*** GIVEN DATA

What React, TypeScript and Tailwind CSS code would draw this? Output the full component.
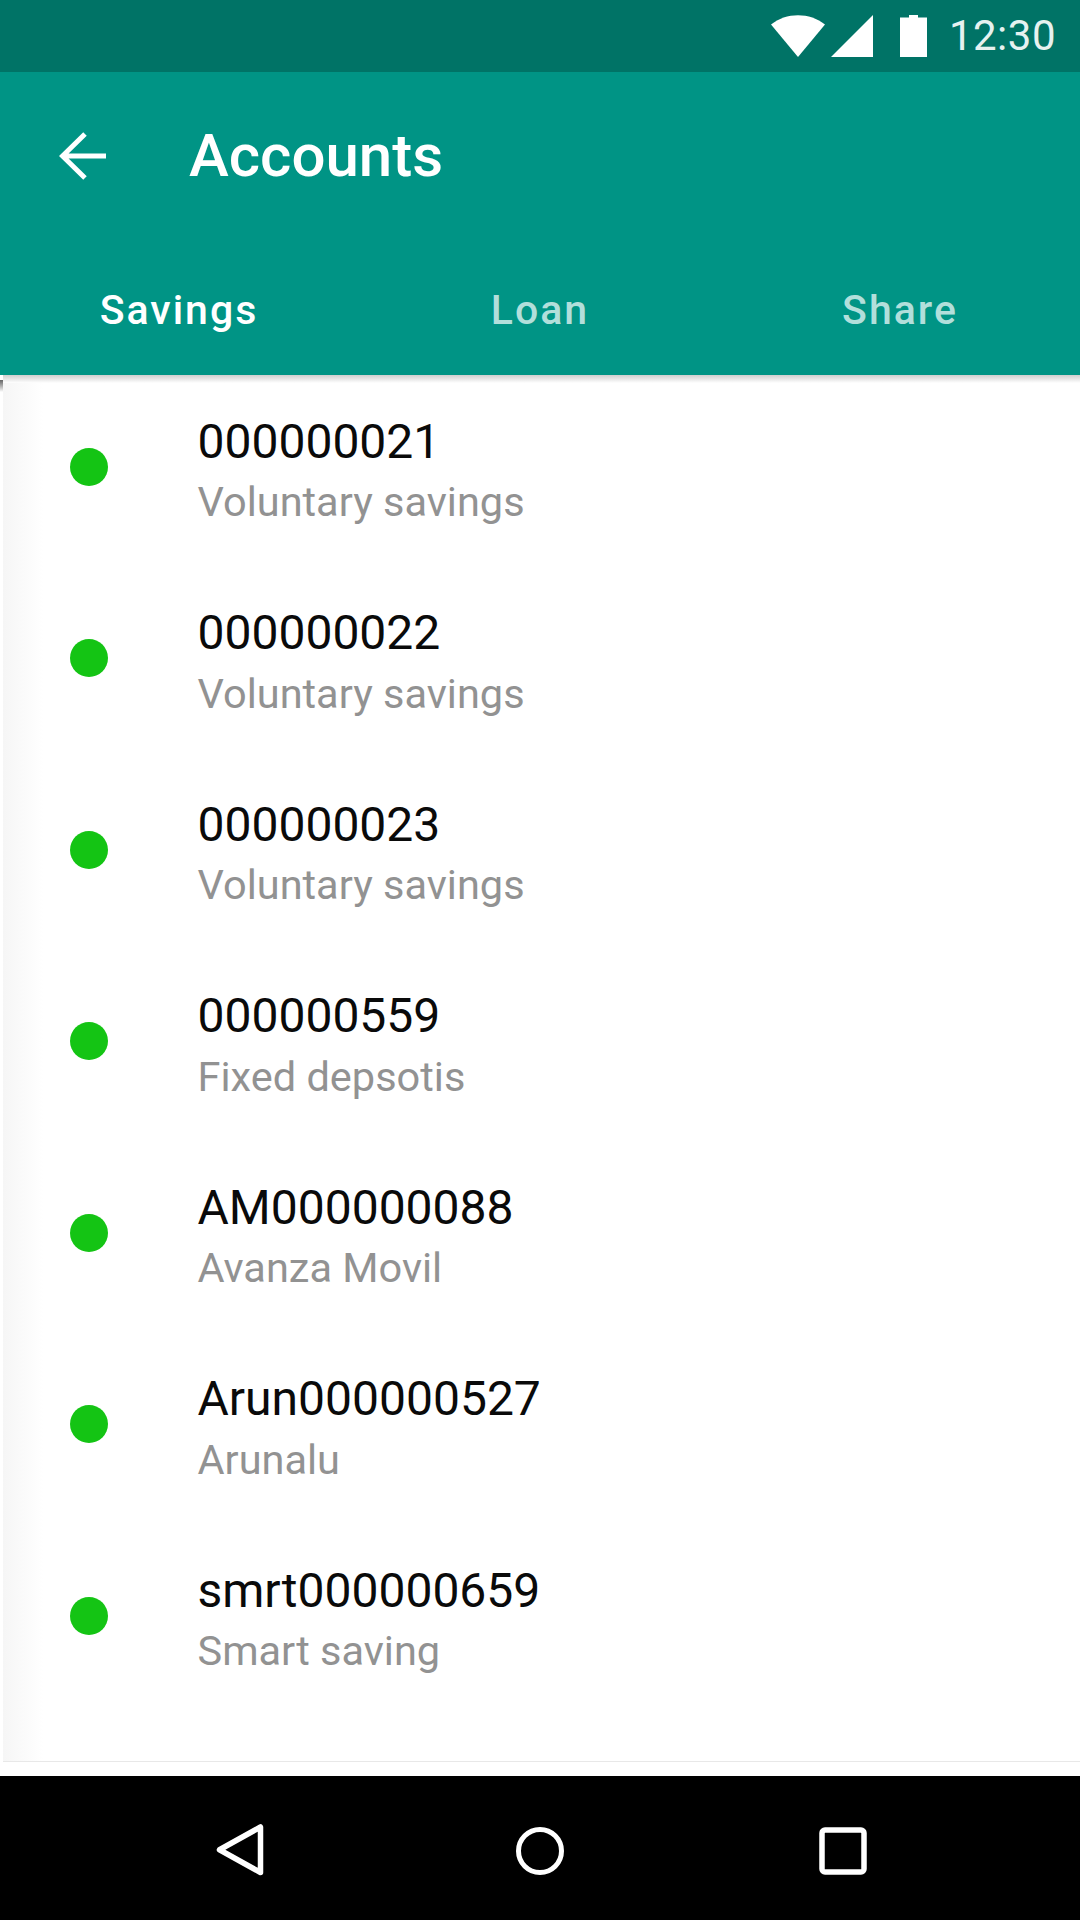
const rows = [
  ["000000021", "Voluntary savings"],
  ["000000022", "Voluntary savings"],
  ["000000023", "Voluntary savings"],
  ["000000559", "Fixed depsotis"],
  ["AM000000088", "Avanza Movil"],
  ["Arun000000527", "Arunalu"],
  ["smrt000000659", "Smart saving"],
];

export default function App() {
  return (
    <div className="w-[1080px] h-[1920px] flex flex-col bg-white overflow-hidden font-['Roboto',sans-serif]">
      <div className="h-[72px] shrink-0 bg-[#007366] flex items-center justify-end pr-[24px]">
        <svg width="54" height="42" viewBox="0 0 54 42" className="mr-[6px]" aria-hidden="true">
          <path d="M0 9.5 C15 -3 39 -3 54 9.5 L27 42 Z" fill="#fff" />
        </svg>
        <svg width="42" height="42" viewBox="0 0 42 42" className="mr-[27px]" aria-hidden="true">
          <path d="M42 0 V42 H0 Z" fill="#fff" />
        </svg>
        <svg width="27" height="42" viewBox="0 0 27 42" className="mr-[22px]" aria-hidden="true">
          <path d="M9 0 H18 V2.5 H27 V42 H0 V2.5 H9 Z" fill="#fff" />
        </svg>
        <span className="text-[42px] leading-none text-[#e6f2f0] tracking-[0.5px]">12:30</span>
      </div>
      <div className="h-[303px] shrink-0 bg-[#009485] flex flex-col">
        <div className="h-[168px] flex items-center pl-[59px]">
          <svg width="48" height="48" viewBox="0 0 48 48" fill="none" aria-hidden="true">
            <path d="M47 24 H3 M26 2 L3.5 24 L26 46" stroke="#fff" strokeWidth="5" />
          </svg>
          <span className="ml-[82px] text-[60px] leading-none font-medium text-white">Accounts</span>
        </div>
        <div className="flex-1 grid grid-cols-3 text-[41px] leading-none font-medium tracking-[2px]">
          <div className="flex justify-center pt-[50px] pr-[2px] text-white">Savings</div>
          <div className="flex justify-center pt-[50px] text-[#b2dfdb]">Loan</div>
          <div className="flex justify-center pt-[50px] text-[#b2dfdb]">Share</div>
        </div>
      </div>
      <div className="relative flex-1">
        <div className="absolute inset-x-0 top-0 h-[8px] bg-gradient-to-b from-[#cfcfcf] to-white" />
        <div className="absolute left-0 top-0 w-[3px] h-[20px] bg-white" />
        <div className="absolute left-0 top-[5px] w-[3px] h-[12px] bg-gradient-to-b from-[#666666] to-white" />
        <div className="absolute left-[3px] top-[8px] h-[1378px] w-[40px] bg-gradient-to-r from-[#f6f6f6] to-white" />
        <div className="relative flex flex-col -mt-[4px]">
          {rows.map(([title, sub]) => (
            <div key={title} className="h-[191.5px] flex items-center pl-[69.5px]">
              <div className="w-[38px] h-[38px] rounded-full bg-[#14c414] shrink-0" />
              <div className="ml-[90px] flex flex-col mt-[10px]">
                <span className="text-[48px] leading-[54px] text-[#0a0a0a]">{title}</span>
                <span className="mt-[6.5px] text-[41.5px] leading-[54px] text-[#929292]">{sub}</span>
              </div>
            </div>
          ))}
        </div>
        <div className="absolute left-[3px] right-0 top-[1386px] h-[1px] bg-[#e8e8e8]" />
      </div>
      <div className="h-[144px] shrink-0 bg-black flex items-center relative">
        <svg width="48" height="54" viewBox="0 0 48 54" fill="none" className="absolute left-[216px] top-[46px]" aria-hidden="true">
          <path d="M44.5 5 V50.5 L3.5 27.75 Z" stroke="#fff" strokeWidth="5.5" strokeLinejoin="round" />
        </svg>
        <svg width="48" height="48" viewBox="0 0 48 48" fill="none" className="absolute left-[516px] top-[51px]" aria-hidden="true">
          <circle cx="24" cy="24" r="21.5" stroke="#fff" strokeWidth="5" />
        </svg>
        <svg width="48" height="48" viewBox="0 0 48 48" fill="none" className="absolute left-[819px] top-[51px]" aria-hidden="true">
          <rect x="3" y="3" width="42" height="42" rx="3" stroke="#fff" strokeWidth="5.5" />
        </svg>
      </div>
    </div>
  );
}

******

- GOAL OF THE EXERCISE -
Quote the data above in full and without alteration; skip the pictures.

- OUTPUT FOR THIS EXERCISE -
What React, TypeScript and Tailwind CSS code would draw this? Output the full component.
const rows = [
  ["000000021", "Voluntary savings"],
  ["000000022", "Voluntary savings"],
  ["000000023", "Voluntary savings"],
  ["000000559", "Fixed depsotis"],
  ["AM000000088", "Avanza Movil"],
  ["Arun000000527", "Arunalu"],
  ["smrt000000659", "Smart saving"],
];

export default function App() {
  return (
    <div className="w-[1080px] h-[1920px] flex flex-col bg-white overflow-hidden font-['Roboto',sans-serif]">
      <div className="h-[72px] shrink-0 bg-[#007366] flex items-center justify-end pr-[24px]">
        <svg width="54" height="42" viewBox="0 0 54 42" className="mr-[6px]" aria-hidden="true">
          <path d="M0 9.5 C15 -3 39 -3 54 9.5 L27 42 Z" fill="#fff" />
        </svg>
        <svg width="42" height="42" viewBox="0 0 42 42" className="mr-[27px]" aria-hidden="true">
          <path d="M42 0 V42 H0 Z" fill="#fff" />
        </svg>
        <svg width="27" height="42" viewBox="0 0 27 42" className="mr-[22px]" aria-hidden="true">
          <path d="M9 0 H18 V2.5 H27 V42 H0 V2.5 H9 Z" fill="#fff" />
        </svg>
        <span className="text-[42px] leading-none text-[#e6f2f0] tracking-[0.5px]">12:30</span>
      </div>
      <div className="h-[303px] shrink-0 bg-[#009485] flex flex-col">
        <div className="h-[168px] flex items-center pl-[59px]">
          <svg width="48" height="48" viewBox="0 0 48 48" fill="none" aria-hidden="true">
            <path d="M47 24 H3 M26 2 L3.5 24 L26 46" stroke="#fff" strokeWidth="5" />
          </svg>
          <span className="ml-[82px] text-[60px] leading-none font-medium text-white">Accounts</span>
        </div>
        <div className="flex-1 grid grid-cols-3 text-[41px] leading-none font-medium tracking-[2px]">
          <div className="flex justify-center pt-[50px] pr-[2px] text-white">Savings</div>
          <div className="flex justify-center pt-[50px] text-[#b2dfdb]">Loan</div>
          <div className="flex justify-center pt-[50px] text-[#b2dfdb]">Share</div>
        </div>
      </div>
      <div className="relative flex-1">
        <div className="absolute inset-x-0 top-0 h-[8px] bg-gradient-to-b from-[#cfcfcf] to-white" />
        <div className="absolute left-0 top-0 w-[3px] h-[20px] bg-white" />
        <div className="absolute left-0 top-[5px] w-[3px] h-[12px] bg-gradient-to-b from-[#666666] to-white" />
        <div className="absolute left-[3px] top-[8px] h-[1378px] w-[40px] bg-gradient-to-r from-[#f6f6f6] to-white" />
        <div className="relative flex flex-col -mt-[4px]">
          {rows.map(([title, sub]) => (
            <div key={title} className="h-[191.5px] flex items-center pl-[69.5px]">
              <div className="w-[38px] h-[38px] rounded-full bg-[#14c414] shrink-0" />
              <div className="ml-[90px] flex flex-col mt-[10px]">
                <span className="text-[48px] leading-[54px] text-[#0a0a0a]">{title}</span>
                <span className="mt-[6.5px] text-[41.5px] leading-[54px] text-[#929292]">{sub}</span>
              </div>
            </div>
          ))}
        </div>
        <div className="absolute left-[3px] right-0 top-[1386px] h-[1px] bg-[#e8e8e8]" />
      </div>
      <div className="h-[144px] shrink-0 bg-black flex items-center relative">
        <svg width="48" height="54" viewBox="0 0 48 54" fill="none" className="absolute left-[216px] top-[46px]" aria-hidden="true">
          <path d="M44.5 5 V50.5 L3.5 27.75 Z" stroke="#fff" strokeWidth="5.5" strokeLinejoin="round" />
        </svg>
        <svg width="48" height="48" viewBox="0 0 48 48" fill="none" className="absolute left-[516px] top-[51px]" aria-hidden="true">
          <circle cx="24" cy="24" r="21.5" stroke="#fff" strokeWidth="5" />
        </svg>
        <svg width="48" height="48" viewBox="0 0 48 48" fill="none" className="absolute left-[819px] top-[51px]" aria-hidden="true">
          <rect x="3" y="3" width="42" height="42" rx="3" stroke="#fff" strokeWidth="5.5" />
        </svg>
      </div>
    </div>
  );
}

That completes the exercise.